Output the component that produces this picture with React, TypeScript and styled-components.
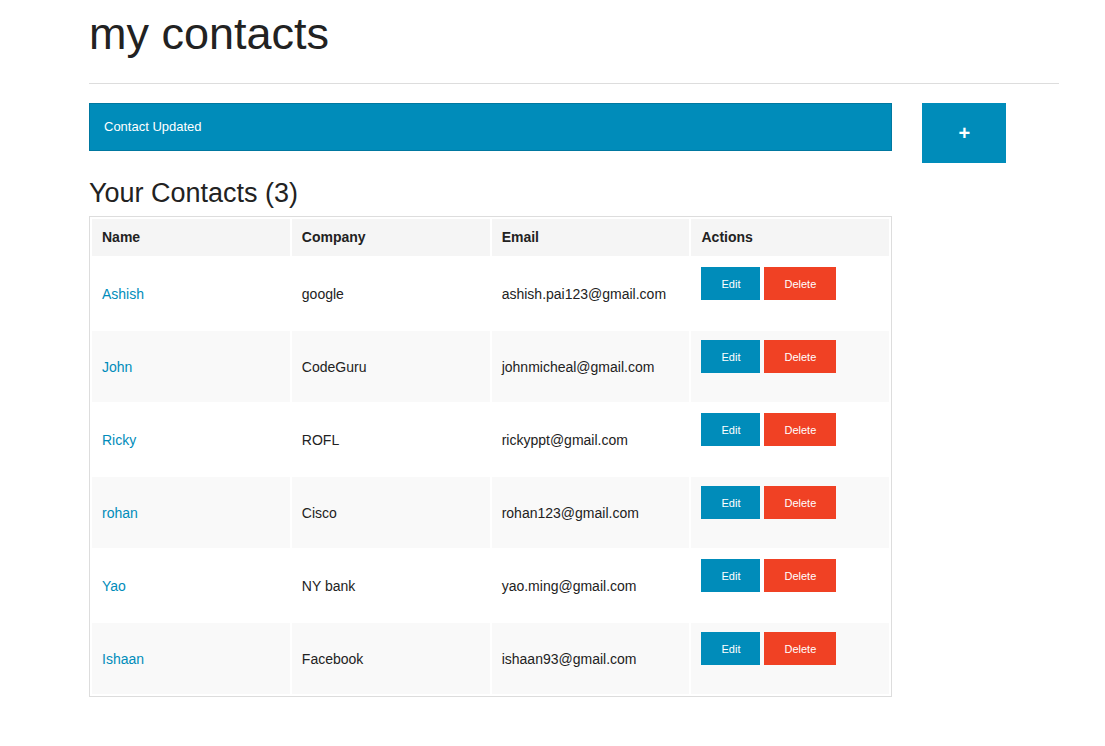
import React from "react";
import styled, { createGlobalStyle } from "styled-components";

const GlobalStyle = createGlobalStyle`
  html, body {
    margin: 0;
    padding: 0;
    background: #ffffff;
  }
  body {
    font-family: "Liberation Sans", Arial, Helvetica, sans-serif;
    color: #222222;
  }
  * { box-sizing: border-box; }
`;

const Page = styled.div`
  width: 1000px;
  margin-left: 74px;
`;

const HeaderColumn = styled.header`
  padding: 0 15px;
`;

const Title = styled.h1`
  margin: 3px 0 0;
  font-size: 45px;
  line-height: 62px;
  font-weight: normal;
  color: #222222;
`;

const Divider = styled.hr`
  margin: 18px 0 19px;
  border: 0;
  border-top: 1px solid #dddddd;
  height: 0;
`;

const Row = styled.div`
  display: flex;
`;

const MainColumn = styled.main`
  flex: 0 0 833.33px;
  padding: 0 15px;
`;

const SideColumn = styled.aside`
  flex: 1 1 auto;
  padding: 0 15px;
`;

const Alert = styled.div`
  background: #008cba;
  border: 1px solid #0078a0;
  color: #ffffff;
  font-size: 13px;
  line-height: 18px;
  padding: 14px 24px 14px 14px;
  margin-bottom: 24px;
`;

const SectionTitle = styled.h3`
  margin: 0 0 4px;
  font-size: 27px;
  line-height: 37px;
  font-weight: normal;
  color: #222222;
`;

const Table = styled.table`
  width: 100%;
  table-layout: fixed;
  border-collapse: separate;
  border-spacing: 2px;
  border: 1px solid #dddddd;
  background: #ffffff;
`;

const HeadCell = styled.th`
  width: 25%;
  background: #f5f5f5;
  text-align: left;
  font-size: 14px;
  line-height: 18px;
  font-weight: bold;
  color: #222222;
  padding: 9px 10px 10px;
`;

const BodyRow = styled.tr<{ $striped: boolean }>`
  background: ${(p) => (p.$striped ? "#f9f9f9" : "#ffffff")};
`;

const Cell = styled.td`
  font-size: 14px;
  line-height: 18px;
  color: #222222;
  padding: 9px 10px;
  vertical-align: middle;
`;

const NameLink = styled.a`
  color: #008cba;
  text-decoration: none;
`;

const ActionGroup = styled.div`
  display: flex;
  gap: 4px;
  margin-bottom: 20px;
`;

const SmallButton = styled.button<{ $variant: "primary" | "alert" }>`
  height: 33px;
  padding: 0 20px;
  border: 0;
  margin: 0;
  font-family: "Liberation Sans", Arial, Helvetica, sans-serif;
  font-size: 11px;
  color: #ffffff;
  cursor: pointer;
  background: ${(p) => (p.$variant === "primary" ? "#008cba" : "#f04124")};
`;

const AddButton = styled.button`
  width: 84px;
  height: 60px;
  border: 0;
  margin: 0;
  background: #008cba;
  color: #ffffff;
  font-family: "Liberation Sans", Arial, Helvetica, sans-serif;
  font-size: 20px;
  font-weight: bold;
  line-height: 1;
  cursor: pointer;
`;

const contacts = [
  { name: "Ashish", company: "google", email: "ashish.pai123@gmail.com" },
  { name: "John", company: "CodeGuru", email: "johnmicheal@gmail.com" },
  { name: "Ricky", company: "ROFL", email: "rickyppt@gmail.com" },
  { name: "rohan", company: "Cisco", email: "rohan123@gmail.com" },
  { name: "Yao", company: "NY bank", email: "yao.ming@gmail.com" },
  { name: "Ishaan", company: "Facebook", email: "ishaan93@gmail.com" },
];

export default function App() {
  return (
    <>
      <GlobalStyle />
      <Page>
        <HeaderColumn>
          <Title>my contacts</Title>
          <Divider />
        </HeaderColumn>
        <Row>
          <MainColumn>
            <Alert>Contact Updated</Alert>
            <SectionTitle>Your Contacts (3)</SectionTitle>
            <Table>
              <thead>
                <tr>
                  <HeadCell>Name</HeadCell>
                  <HeadCell>Company</HeadCell>
                  <HeadCell>Email</HeadCell>
                  <HeadCell>Actions</HeadCell>
                </tr>
              </thead>
              <tbody>
                {contacts.map((c, i) => (
                  <BodyRow key={c.email} $striped={i % 2 === 1}>
                    <Cell>
                      <NameLink href="#">{c.name}</NameLink>
                    </Cell>
                    <Cell>{c.company}</Cell>
                    <Cell>{c.email}</Cell>
                    <Cell>
                      <ActionGroup>
                        <SmallButton $variant="primary">Edit</SmallButton>
                        <SmallButton $variant="alert">Delete</SmallButton>
                      </ActionGroup>
                    </Cell>
                  </BodyRow>
                ))}
              </tbody>
            </Table>
          </MainColumn>
          <SideColumn>
            <AddButton>+</AddButton>
          </SideColumn>
        </Row>
      </Page>
    </>
  );
}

**Stated task**
From the listing above, return each line with the word "React".

**Problem solution**
Output the component that produces this picture with React, TypeScript and styled-components.
import React from "react";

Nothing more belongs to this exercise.